What probably is unusual is the degree of support and encouragement the JD/MLS program receives from the Law School. Just as students in the MLS program are able to earn credit for practicums, students in the JD program are able to earn three credit hours for doing a law library internship. Requirements for both practicums and internships are similar: students focus their work in one department (most often Reference, but depending on interest and skills it may be in AV, computing services, or technical services), but also spend time observing in other departments. Students also complete a research paper or a project (such as a training manual for a department, or even a video tour), and give a presentation on the project to the law library faculty.

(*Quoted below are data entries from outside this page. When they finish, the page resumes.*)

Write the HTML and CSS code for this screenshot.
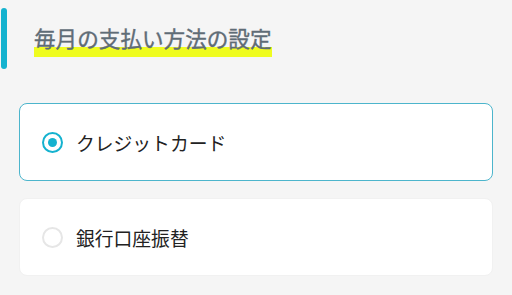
FILE: index.html
```html
<!DOCTYPE html>
<html lang="ja">
<head>
    <meta charset="UTF-8">
    <meta name="viewport" content="width=device-width, initial-scale=1.0">
    <title>毎月の支払い方法の設定</title>
    <link rel="stylesheet" href="styles.css">
</head>
<body>
    <div class="payment-section">
        <div class="section-header">
            <div class="accent-bar"></div>
            <h2 class="section-title"><span class="marker">毎月の支払い方法の設定</span></h2>
        </div>

        <div class="option-list">
            <label class="option-card selected">
                <span class="radio"></span>
                <span class="option-label">クレジットカード</span>
            </label>
            <label class="option-card">
                <span class="radio"></span>
                <span class="option-label">銀行口座振替</span>
            </label>
        </div>
    </div>
</body>
</html>
```

FILE: styles.css
```css
:root {
    --teal: #14b2cf;
    --teal-border: #4cb5cc;
    --bg: #f5f5f5;
    --white: #ffffff;
    --title: #5f6c76;
    --text: #222222;
    --marker: #effc1f;
    --radio-off: #e6e6e6;
}

body {
    margin: 0;
    background-color: var(--bg);
    font-family: "Noto Sans CJK JP", "Noto Sans", sans-serif;
    color: var(--text);
}

.payment-section {
    width: 512px;
    height: 295px;
    box-sizing: border-box;
    padding-top: 8px;
}

.section-header {
    display: flex;
    align-items: flex-start;
}

.accent-bar {
    width: 6px;
    height: 61px;
    margin-left: 1px;
    border-radius: 3px;
    background-color: var(--teal);
}

.section-title {
    margin: 19px 0 0 27px;
    font-size: 21.6px;
    font-weight: 400;
    line-height: 22px;
    color: var(--title);
    -webkit-text-stroke: 0.4px var(--title);
}

.section-title .marker {
    display: inline-block;
    padding-bottom: 8px;
    background: linear-gradient(transparent 20px, var(--marker) 20px);
}

.option-list {
    display: flex;
    flex-direction: column;
    gap: 17px;
    margin-top: 34px;
    padding: 0 19px;
}

.option-card {
    display: flex;
    align-items: center;
    height: 78px;
    box-sizing: border-box;
    padding-left: 22px;
    background-color: var(--white);
    border: 1px solid #f1f1f1;
    border-radius: 8px;
}

.option-card.selected {
    border-color: var(--teal-border);
}

.radio {
    width: 21px;
    height: 21px;
    box-sizing: border-box;
    border: 2px solid var(--radio-off);
    border-radius: 50%;
    display: flex;
    align-items: center;
    justify-content: center;
}

.selected .radio {
    border-color: var(--teal);
}

.selected .radio::after {
    content: "";
    width: 9px;
    height: 9px;
    border-radius: 50%;
    background-color: var(--teal);
}

.option-label {
    margin-left: 13px;
    font-size: 18.8px;
    color: var(--text);
}
```
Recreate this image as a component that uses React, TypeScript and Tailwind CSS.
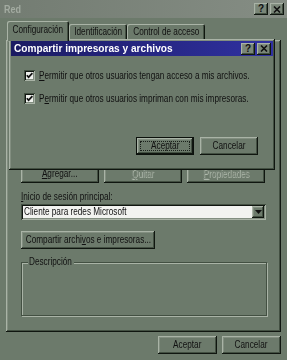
import React from 'react';

const RAISED =
  'shadow-[inset_-1px_-1px_0_#101610,inset_1px_1px_0_#a9b3a6,inset_-2px_-2px_0_#435042,inset_2px_2px_0_#828e80]';
const SUNKEN =
  'shadow-[inset_1px_1px_0_#435042,inset_-1px_-1px_0_#a9b3a6,inset_2px_2px_0_#101610,inset_-2px_-2px_0_#828e80]';

function N({ children, c }: { children: React.ReactNode; c?: boolean }) {
  return (
    <span
      className={
        c
          ? 'inline-block shrink-0 whitespace-nowrap scale-x-[0.82] origin-center'
          : 'inline-block shrink-0 whitespace-nowrap scale-x-[0.82] origin-left'
      }
    >
      {children}
    </span>
  );
}

function Btn({
  children,
  w,
  focused,
  disabled,
}: {
  children: React.ReactNode;
  w: string;
  focused?: boolean;
  disabled?: boolean;
}) {
  if (focused) {
    return (
      <div className={`${w} h-[18px] border border-[#0c110c] bg-[#6c7a6b] shrink-0`}>
        <div className={`w-full h-full ${RAISED} p-[3px]`}>
          <div className="w-full h-full border border-dotted border-[#1a201a] flex items-center justify-center text-[#111]">
            <N c>{children}</N>
          </div>
        </div>
      </div>
    );
  }
  return (
    <div
      className={`${w} h-[18px] bg-[#6c7a6b] ${RAISED} flex items-center justify-center shrink-0 ${
        disabled ? 'text-[#7b877a] [text-shadow:1px_1px_0_#aeb8ab]' : 'text-[#111]'
      }`}
    >
      <N c>{children}</N>
    </div>
  );
}

function TitleBtn({ kind }: { kind: '?' | 'x' }) {
  return (
    <div className={`w-[14px] h-[12px] bg-[#7a8678] ${RAISED} flex items-center justify-center`}>
      {kind === '?' ? (
        <span className="text-[10px] font-bold leading-none text-[#111]">?</span>
      ) : (
        <svg width="8" height="7" viewBox="0 0 8 7">
          <path d="M1 0.5 L7 6.5 M7 0.5 L1 6.5" stroke="#111" strokeWidth="1.6" />
        </svg>
      )}
    </div>
  );
}

function Check() {
  return (
    <div className={`w-[11px] h-[11px] bg-[#eef0ec] ${SUNKEN} flex items-center justify-center shrink-0`}>
      <svg width="7" height="7" viewBox="0 0 7 7">
        <polyline points="0.8,3.2 2.6,5.2 6.4,1.2" fill="none" stroke="#111" strokeWidth="1.7" />
      </svg>
    </div>
  );
}

const TAB = 'rounded-t-[2px] shadow-[inset_1px_1px_0_#a9b3a6,inset_-1px_0_0_#101610,inset_-2px_0_0_#435042] flex items-center justify-center';

export default function App() {
  return (
    <div
      className="relative w-[287px] h-[360px] overflow-hidden bg-[#6c7a6b] text-[10px] leading-[12px] text-[#111]"
      style={{ fontFamily: '"Liberation Sans", Arial, sans-serif' }}
    >
      {/* Outer title bar (inactive) */}
      <div className="h-[18px] bg-gradient-to-r from-[#737c72] to-[#858d84] flex items-center pl-[4px] pr-[3px]">
        <span className="text-[11px] font-bold text-[#a3aba1]">
          <N>Red</N>
        </span>
        <div className="ml-auto flex gap-[2px]">
          <TitleBtn kind="?" />
          <TitleBtn kind="x" />
        </div>
      </div>

      {/* Tabs */}
      <div className="mt-[3px] h-[19px] flex items-end pl-[7px]">
        <div className={`relative z-10 -mb-[1px] h-[20px] w-[62px] bg-[#6c7a6b] ${TAB} pb-[2px]`}>
          <N c>Configuración</N>
        </div>
        <div className={`h-[16px] w-[58px] ${TAB}`}>
          <N c>Identificación</N>
        </div>
        <div className={`h-[16px] w-[78px] ${TAB}`}>
          <N c>Control de acceso</N>
        </div>
      </div>

      {/* Tab panel */}
      <div className={`ml-[6px] w-[275px] h-[292px] ${RAISED} pl-[15px] pt-[8px] flex flex-col`}>
        <div className={`w-[245px] h-[115px] bg-[#eef0ec] ${SUNKEN}`} />
        <div className="mt-[2px] flex gap-[5px]">
          <Btn w="w-[78px]">
            <span className="underline">A</span>gregar...
          </Btn>
          <Btn w="w-[78px]" disabled>
            <span className="underline">Q</span>uitar
          </Btn>
          <Btn w="w-[78px]" disabled>
            <span className="underline">P</span>ropiedades
          </Btn>
        </div>
        <div className="mt-[8px] h-[12px]">
          <N>
            <span className="underline">I</span>nicio de sesión principal:
          </N>
        </div>
        <div className={`mt-[1px] w-[245px] h-[16px] bg-[#f2f3f0] ${SUNKEN} flex items-center pl-[3px] pr-[2px]`}>
          <N>Cliente para redes Microsoft</N>
          <div className={`ml-auto w-[12px] h-[12px] bg-[#6c7a6b] ${RAISED} flex items-center justify-center`}>
            <svg width="7" height="4" viewBox="0 0 7 4">
              <polygon points="0,0 7,0 3.5,4" fill="#111" />
            </svg>
          </div>
        </div>
        <div className="mt-[11px]">
          <Btn w="w-[134px]">
            Compartir archi<span className="underline">v</span>os e impresoras...
          </Btn>
        </div>
        <div className="relative mt-[13px] w-[246px] h-[54px] border border-[#435042] shadow-[inset_1px_1px_0_#a9b3a6,1px_1px_0_#a9b3a6]">
          <span className="absolute left-[6px] -top-[7px] w-[46px] bg-[#6c7a6b] leading-[12px] pl-[1px]">
            <N>Descripción</N>
          </span>
        </div>
      </div>

      {/* Bottom buttons */}
      <div className="mt-[4px] flex justify-end gap-[5px] pr-[6px]">
        <Btn w="w-[59px]">Aceptar</Btn>
        <Btn w="w-[59px]">Cancelar</Btn>
      </div>

      {/* Inner dialog */}
      <div className={`absolute left-[9px] top-[39px] w-[266px] h-[131px] bg-[#6c7a6b] ${RAISED} p-[2px] flex flex-col`}>
        <div className="h-[15px] bg-gradient-to-r from-[#1b1b62] to-[#3031a2] flex items-center pl-[3px] pr-[2px]">
          <span className="inline-block whitespace-nowrap text-[11px] font-bold text-white leading-none scale-x-[0.92] origin-left">
            Compartir impresoras y archivos
          </span>
          <div className="ml-auto flex gap-[2px]">
            <TitleBtn kind="?" />
            <TitleBtn kind="x" />
          </div>
        </div>
        <div className="pl-[13px] pt-[13px] flex flex-col">
          <div className="h-[13px] flex items-center gap-[4px]">
            <Check />
            <N>
              <span className="underline">P</span>ermitir que otros usuarios tengan acceso a mis archivos.
            </N>
          </div>
          <div className="mt-[10px] h-[13px] flex items-center gap-[4px]">
            <Check />
            <N>
              P<span className="underline">e</span>rmitir que otros usuarios impriman con mis impresoras.
            </N>
          </div>
        </div>
        <div className="mt-[32px] flex justify-end gap-[6px] pr-[15px]">
          <Btn w="w-[58px]" focused>
            Aceptar
          </Btn>
          <Btn w="w-[58px]">Cancelar</Btn>
        </div>
      </div>
    </div>
  );
}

2) Graduate Assistantship. This is our second year of offering a graduate assistantship for an exceptionally qualified student in the law librarianship program. The Graduate Assistant works as an equal member of the Reference staff, staffs the library as the sole Reference librarian on Sundays, and works closely with faculty in our document delivery and research assistance service.

3) Mock Interviews. We are currently in the middle of our annual round of mock interviews. Since our dual-degree law librarianship program tends to attract students interested in academic law librarianship, we want to make sure that our students are prepared for the prospect of a day-long law school library interview. We have three students doing mock interviews this semester.

4) Teaching Legal Research. This is a course I am planning for next spring. Students will be able to take Law Library Administration in the fall, and Jim Sahlem's two-semester courses in Sources of Legal Information. Teaching Legal Research will be more like a clinical course. Students will do extensive reading on the ongoing debates about approaches to legal research instruction and adult learning theory. They will practice doing legal research instruction using a variety of methods, including classroom lecture, demonstration, and simulations, as well as web-based instruction--and even podcasting!

5) Individual Mentoring. An additional benefit of the extensive opportunities for practicums, internships, and graduate assistantships that we provide is that we--all of the law library faculty--are able to get to know the students and to learn their interests and talents. This enables us not only to advise them more effectively, it also makes it possible for us to give informed and detailed references.

6) Professional activity.
We strongly encourage students to attend the regional ALLUNY meeting and the annual AALL meeting, and to take advantage CONELL and the Mentoring Program. We even provide financial support to enable students to attend AALL.

All of this is certainly a lot of work, but it is also extremely rewarding--both personally and in terms of the new ideas that students bring to the library--and a lot of fun.